Columbia has maintained that it wants to own all the property in its proposed expansion zone, which stretches from 125th to 133rd streets between Broadway and 12th Avenue, before proceeding with the construction of its new campus. The University says it hopes to acquire this land through negotiated settlements with property owners and views eminent domain as a last resort but is unwilling to take the option off the table. Columbia spokeswoman La-Verna Fountain said Wednesday that the University's position remained unchanged.

In August 2004, Columbia asked the state to consider using eminent domain to condemn property in Manhattanville, and paid the ESD $300,000 to cover any costs incurred in conjunction with its work on the expansion project. Fountain confirmed that the study the ESD is currently conducting is being funded with that money.

But she and Wetzel both said that the neighborhood conditions study had not been specifically requested by Columbia. "They're following through with their process now," Fountain said. "We stay out of it."

The question of whether blight exists in Manhattanville-and if so, who is to blame for it-has been hotly contested in the debate over the University's proposed expansion. The conditions necessary for a blight finding are not clearly defined by law, but conditions including overcrowding, deteriorating buildings, irregularity of plots, crime, lack of sanitation, fire hazards, pollution, and diverse land ownership that makes assembling tracts of property difficult have been among contributing factors in past cases. "We believe very strongly that Manhattanville is not a blighted neighborhood," said lawyer Norman Siegel, who represents property owners who have refused to sell to Columbia. "If we find out that any government agency makes a final determination that Manhattanville is blighted, we will give serious consideration to challenging that [in court]."

University officials have consistently avoided commenting on whether they think the area is blighted, but have referred to it as an area in need of economic development. Senior Executive Vice President Robert Kasdin said last month: "Whether or not blight conditions exist will be a determination made by others, not by Columbia. I can observe in a non-legal sense significant job loss in that area over the last 20 to 30 years. I can observe some of the physical conditions that exist in the properties both that we bought and in the properties that we don't own. But I really am not an expert on blight and will not be the party determining whether or not it exists."

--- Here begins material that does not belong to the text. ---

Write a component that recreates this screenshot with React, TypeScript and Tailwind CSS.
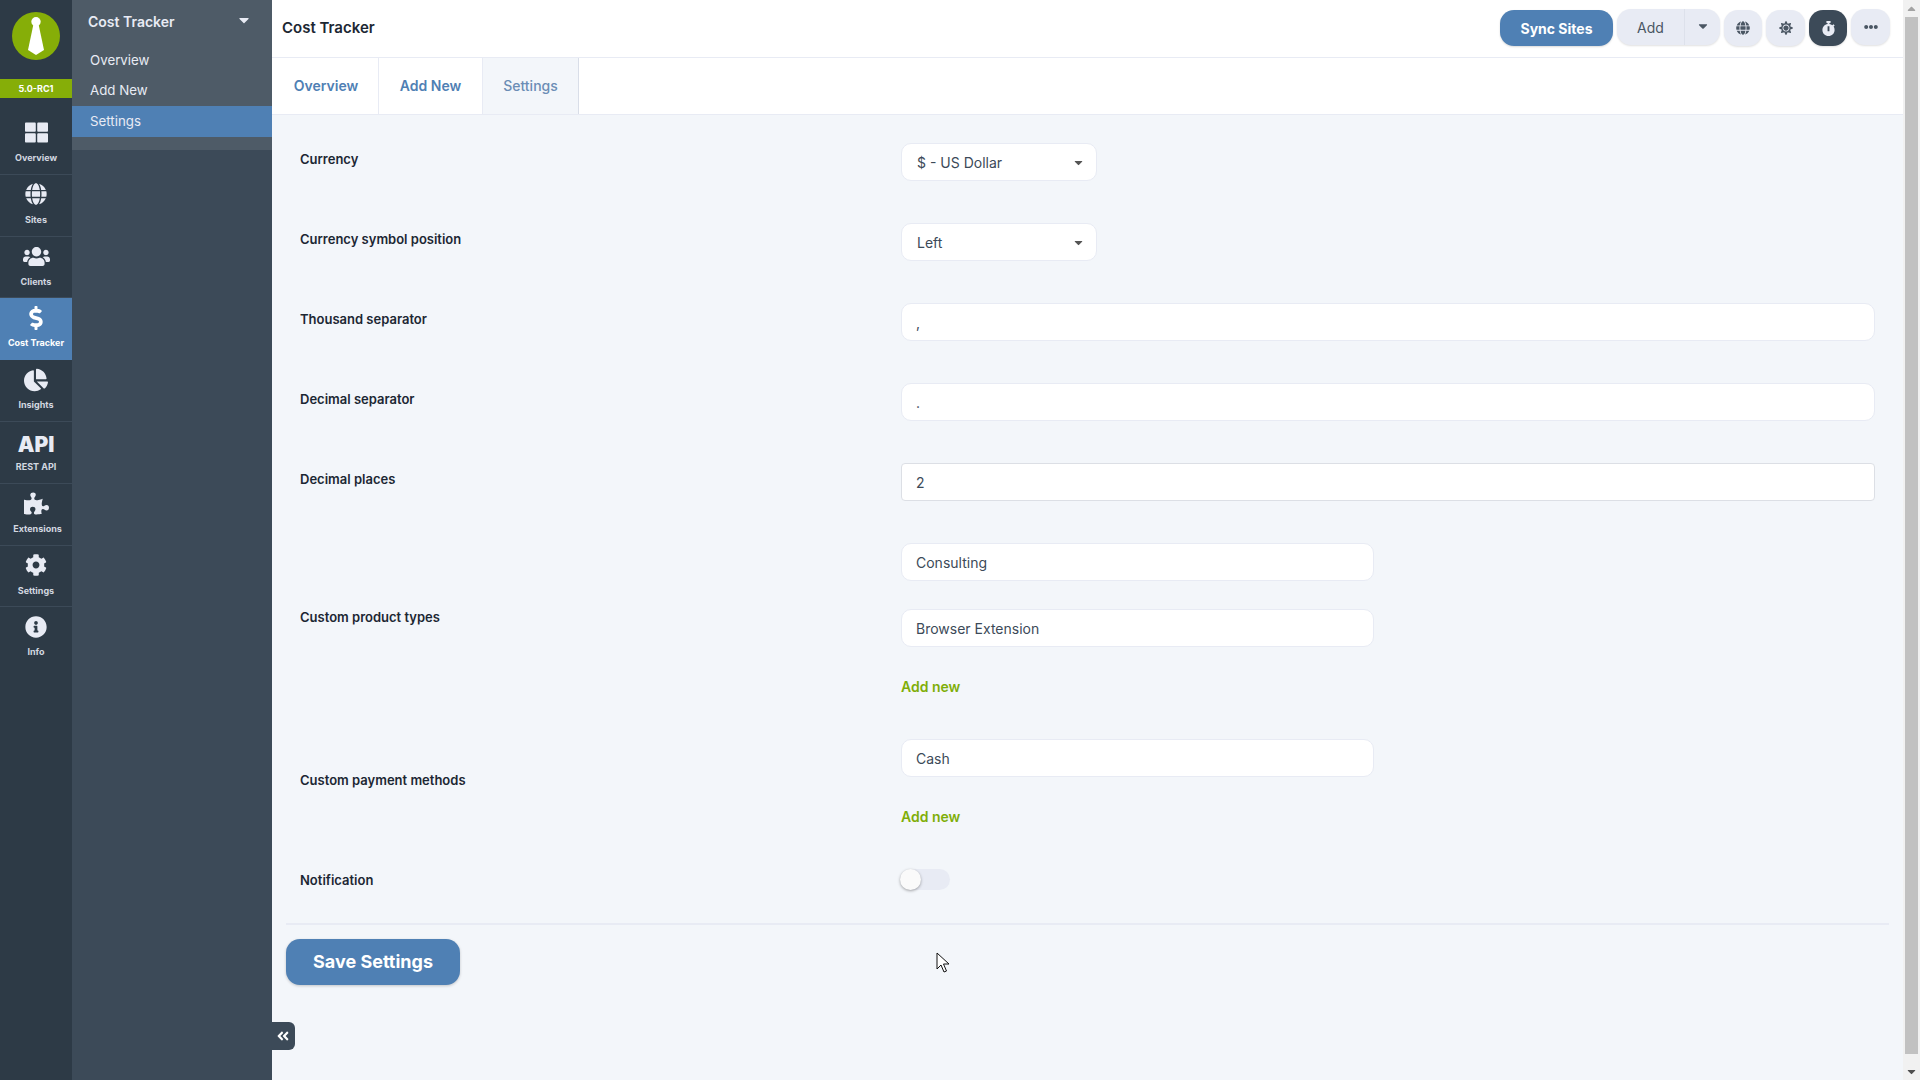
import { FaCaretDown, FaCaretUp, FaChartPie, FaCog, FaDollarSign, FaEllipsisH, FaGlobe, FaInfoCircle, FaPuzzlePiece, FaStopwatch, FaSun, FaThLarge, FaUsers, FaAngleDoubleLeft } from "react-icons/fa";
import type { ReactNode } from "react";

const navItems: { label: string; icon: ReactNode; active?: boolean }[] = [
  { label: "Overview", icon: <FaThLarge className="text-[23px]" /> },
  { label: "Sites", icon: <FaGlobe className="text-[22px]" /> },
  { label: "Clients", icon: <FaUsers className="text-[27px]" /> },
  { label: "Cost Tracker", icon: <FaDollarSign className="text-[24px] text-white" />, active: true },
  { label: "Insights", icon: <FaChartPie className="text-[24px]" /> },
  { label: "REST API", icon: <span className="mt-[6px] text-[21px] leading-[25px] font-black">API</span> },
  { label: "Extensions", icon: <FaPuzzlePiece className="text-[25px]" /> },
  { label: "Settings", icon: <FaCog className="text-[22px]" /> },
  { label: "Info", icon: <FaInfoCircle className="text-[22px]" /> },
];

function Field({ value, mt = "" }: { value: string; mt?: string }) {
  return (
    <div className={`flex h-[38px] items-center rounded-[10px] border border-[#e8ebf4] bg-white px-[14px] text-[14px] text-[#3c4a58] ${mt}`}>
      {value}
    </div>
  );
}

function SelectBox({ value }: { value: string }) {
  return (
    <div className="flex h-[38px] w-[196px] items-center justify-between rounded-[10px] border border-[#e8ebf4] bg-white pl-[15px] pr-[11px] text-[14px] text-[#3c4a58]">
      <span>{value}</span>
      <FaCaretDown className="text-[13px] text-[#555]" />
    </div>
  );
}

function Row({ label, children }: { label: string; children: ReactNode }) {
  return (
    <div className="flex h-[80px] items-start">
      <div className="w-[615px] shrink-0 pl-[14px] pt-[7px] text-[13px] font-semibold text-[#1c2733]">{label}</div>
      <div className="flex-1">{children}</div>
    </div>
  );
}

function IconBtn({ children, dark, narrow }: { children: ReactNode; dark?: boolean; narrow?: boolean }) {
  return (
    <button className={`flex h-[36px] items-center justify-center rounded-[14px] shadow-[0_1px_2px_rgba(0,0,0,0.12)] ${narrow ? "w-[38px]" : "w-[39px]"} ${dark ? "bg-[#3c4a58] text-[#e8ebf4]" : "bg-[#e8ebf4] text-[#4a5663]"}`}>
      {children}
    </button>
  );
}

export default function App() {
  return (
    <div className="flex h-screen overflow-hidden bg-[#f3f6fa] font-['Inter',sans-serif]">
      {/* icon rail */}
      <aside className="flex w-[72px] shrink-0 flex-col bg-[#2d3a46] text-[#e8ebf4]">
        <div className="flex h-[79px] items-start justify-center pt-[12px]">
          <svg width="48" height="48" viewBox="0 0 48 48">
            <circle cx="24" cy="24" r="24" fill="#86ae08" />
            <circle cx="24" cy="9.700" r="4.700" fill="#fff" />
            <path d="M21.500 12h5l5.500 26-8 5-8-5z" fill="#fff" />
          </svg>
        </div>
        <div className="flex h-[19px] items-center justify-center bg-[#86ae08] text-[9px] font-bold text-white">5.0-RC1</div>
        <nav className="mt-[15px] flex flex-col">
          {navItems.map((item) => (
            <div
              key={item.label}
              className={`flex h-[61.8px] flex-col items-center pt-[3.5px] ${item.active ? "bg-[#4f80b4] text-white" : item.label === "Info" ? "" : "border-b border-[#3c4a58]"}`}
            >
              <div className="flex h-[32px] items-center justify-center">{item.icon}</div>
              <div className={`mt-[2.5px] text-[9px] font-bold whitespace-nowrap ${item.active ? "text-white" : "text-[#d3d8e0]"} ${item.label === "Extensions" ? "pl-[3px]" : ""}`}>{item.label}</div>
            </div>
          ))}
        </nav>
      </aside>

      {/* sub menu */}
      <aside className="w-[200px] shrink-0 bg-[#3c4a58] text-[#e8ebf4]">
        <div className="h-[150px] bg-[#4e5b67]">
          <div className="flex h-[45px] items-center justify-between pb-[2px] pl-[16px] pr-[20px]">
            <span className="text-[14px] font-semibold">Cost Tracker</span>
            <FaCaretDown className="mb-[3px] text-[16px]" />
          </div>
          <div className="flex h-[30px] items-center pl-[18px] pt-[1px] text-[13.300px]">Overview</div>
          <div className="flex h-[31px] items-center pl-[18px] text-[13.300px]">Add New</div>
          <div className="flex h-[31px] items-center bg-[#4f80b4] pl-[18px] text-[13.300px]">Settings</div>
        </div>
      </aside>

      {/* main */}
      <main className="relative flex-1 overflow-hidden">
        <header className="flex h-[58px] items-center justify-between border-b border-[#e8ebf4] bg-white pb-[1px] pl-[10px] pr-[13px]">
          <h1 className="text-[15px] font-semibold text-[#1c2733]">Cost Tracker</h1>
          <div className="flex items-center gap-[4px]">
            <button className="flex h-[36px] w-[113px] items-center justify-center rounded-[14px] bg-[#4f80b4] text-[14px] font-bold text-white shadow-[0_1px_2px_rgba(0,0,0,0.15)]">Sync Sites</button>
            <div className="mb-[2px] flex h-[36px] w-[103px] rounded-[14px] bg-[#e8ebf4] text-[#4a5663] shadow-[0_1px_2px_rgba(0,0,0,0.12)]">
              <div className="flex w-[68px] items-center justify-center border-r border-[#dde1eb] text-[14px]">Add</div>
              <div className="flex flex-1 items-center justify-center pb-[2px]"><FaCaretDown className="text-[14px]" /></div>
            </div>
            <IconBtn narrow><FaGlobe className="text-[14px]" /></IconBtn>
            <IconBtn><FaSun className="text-[14px]" /></IconBtn>
            <IconBtn dark narrow><FaStopwatch className="text-[15px]" /></IconBtn>
            <div className="mb-[2px]"><IconBtn><FaEllipsisH className="text-[14px]" /></IconBtn></div>
          </div>
        </header>

        <div className="flex h-[57px] border-b border-[#e8ebf4] bg-white pl-[1px]">
          <div className="flex w-[106px] items-center justify-center border-r border-[#e8ebf4] pb-[1px] pl-[1px] text-[14px] font-semibold text-[#4f80b4]">Overview</div>
          <div className="flex w-[104px] items-center justify-center border-r border-[#e8ebf4] pb-[1px] text-[14px] font-semibold text-[#4f80b4]">Add New</div>
          <div className="flex w-[96px] items-center justify-center border-r border-[#d9dee8] bg-[#f3f6fa] pb-[1px] text-[14px] font-medium text-[#6b8db5]">Settings</div>
        </div>

        <div className="pl-[14px] pr-[28px] pt-[28px]">
          <Row label="Currency"><SelectBox value="$ - US Dollar" /></Row>
          <Row label="Currency symbol position"><SelectBox value="Left" /></Row>
          <Row label="Thousand separator"><Field value="," /></Row>
          <Row label="Decimal separator"><Field value="." /></Row>
          <Row label="Decimal places">
            <div className="flex h-[38px] items-center rounded-[4px] border-[1.5px] border-[#dcdfe5] bg-white px-[14px] text-[14px] text-[#3c4a58]">2</div>
          </Row>
          <div className="flex h-[196px] items-center">
            <div className="w-[615px] shrink-0 pb-[46px] pl-[14px] text-[13px] font-semibold text-[#1c2733]">Custom product types</div>
            <div className="flex w-[473px] flex-col self-start">
              <Field value="Consulting" />
              <Field value="Browser Extension" mt="mt-[28px]" />
              <div className="mt-[29px] text-[14px] font-semibold text-[#7fae08]">Add new</div>
            </div>
          </div>
          <div className="flex h-[130px] items-center">
            <div className="w-[615px] shrink-0 pb-[47px] pl-[14px] text-[13px] font-semibold text-[#1c2733]">Custom payment methods</div>
            <div className="flex w-[473px] flex-col self-start">
              <Field value="Cash" />
              <div className="mt-[29px] text-[14px] font-semibold text-[#7fae08]">Add new</div>
            </div>
          </div>
          <div className="flex h-[54px] items-start">
            <div className="w-[614px] shrink-0 pl-[14px] pt-[2px] text-[13px] font-semibold text-[#1c2733]">Notification</div>
            <div className="relative h-[21px] w-[50px] rounded-full bg-[#e8ebf4]">
              <div className="absolute left-0 top-0 h-[21px] w-[21px] rounded-full bg-[#fafafa] shadow-[0_1px_3px_rgba(0,0,0,0.35)]" />
            </div>
          </div>
        </div>
        <div className="ml-[14px] mr-[14px] h-[2px] bg-[#e8ebf4]" />
        <button className="ml-[14px] mt-[14px] flex h-[46px] w-[174px] items-center justify-center rounded-[14px] bg-[#4f80b4] pb-[2px] text-[18px] font-bold text-white shadow-[0_1px_3px_rgba(0,0,0,0.2)]">Save Settings</button>

        <div className="absolute left-0 top-[1022px] flex h-[28px] w-[23px] items-center justify-center rounded-r-[6px] bg-[#3c4a58] pr-[2px] text-white">
          <FaAngleDoubleLeft className="text-[14px]" />
        </div>
        <svg className="absolute left-[664px] top-[952px]" width="14" height="21" viewBox="0 0 14 21">
          <path d="M1 1v16l4-4 3 7 2.500-1-3-7h5.500z" fill="#fff" stroke="#111" strokeWidth="1" />
        </svg>
      </main>

      {/* page scrollbar */}
      <div className="flex w-[17px] shrink-0 flex-col bg-[#f1f1f1]">
        <div className="flex h-[17px] items-center justify-center pr-[1px] text-[#a3a3a3]"><FaCaretUp className="text-[13px]" /></div>
        <div className="ml-[2px] h-[1037px] w-[13px] bg-[#c1c1c1]" />
        <div className="mt-auto flex h-[17px] items-center justify-center pr-[1px] text-[#505050]"><FaCaretDown className="text-[13px]" /></div>
      </div>
    </div>
  );
}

But some of Columbia's critics say that if the area is blighted, then the University, which owns 65 percent of the property in the expansion zone, must be responsible.

Community Board 9 Chairman Jordi Reyes-Montblanc said in an e-mail: "In any blight study hearing CB9 is prepared to testify that the current conditions in West Manhattanville are the direct result of Columbia University policies and actions which have resulted in the devastation of the area by taking out of the market industrial and commercial spaces that otherwise would be occupied and productive. The only properties within West Manhattanville that are in a 'distressed' and poorly maintained conditions are Columbia University properties."

"Blight is in the eye of the beholder. I do not see blight but I do see distressed properties deliberately left to deteriorate by Columbia University," he added.

Anne Whitman, who has refused to sell her business to Columbia and has been harshly critical of the University's expansion effort, agreed. "Their own properties have broken windows," she said. "If there were any other property owners in the neighborhood that let their property go like that, we'd all be getting fines." A CB9 committee passed a resolution last month calling on Columbia to "cease and desist its practices of discouraging or preventing new business activity from occurring in the property that it owns in Manhattanville," and to "physically maintain all of its properties within Community Board 9."

But Kasdin disputed the idea that the University had allowed its properties to fall into disrepair. He noted that almost all of the University-owned properties in the area have been acquired in the past three years, suggesting that any poor conditions pre-date the University's purchase. "I think as we're buying things we're rehabilitating them and that's clear," he said.

He also said the University makes a concerted effort to find new tenants for any of its properties that become vacant. "We believe it's in our interest and the community's interest to keep vital interim uses between the time we acquire a property and the time we need it vacant so that we can build university facilities. So our objective is to get tenants into all empty spaces that are safe and appropriate for occupancy," he said.

ESD's neighborhood conditions study has been contracted out to planning firms AKRF and Thornton Tomasetti.
They expect to finish the study in mid-fall.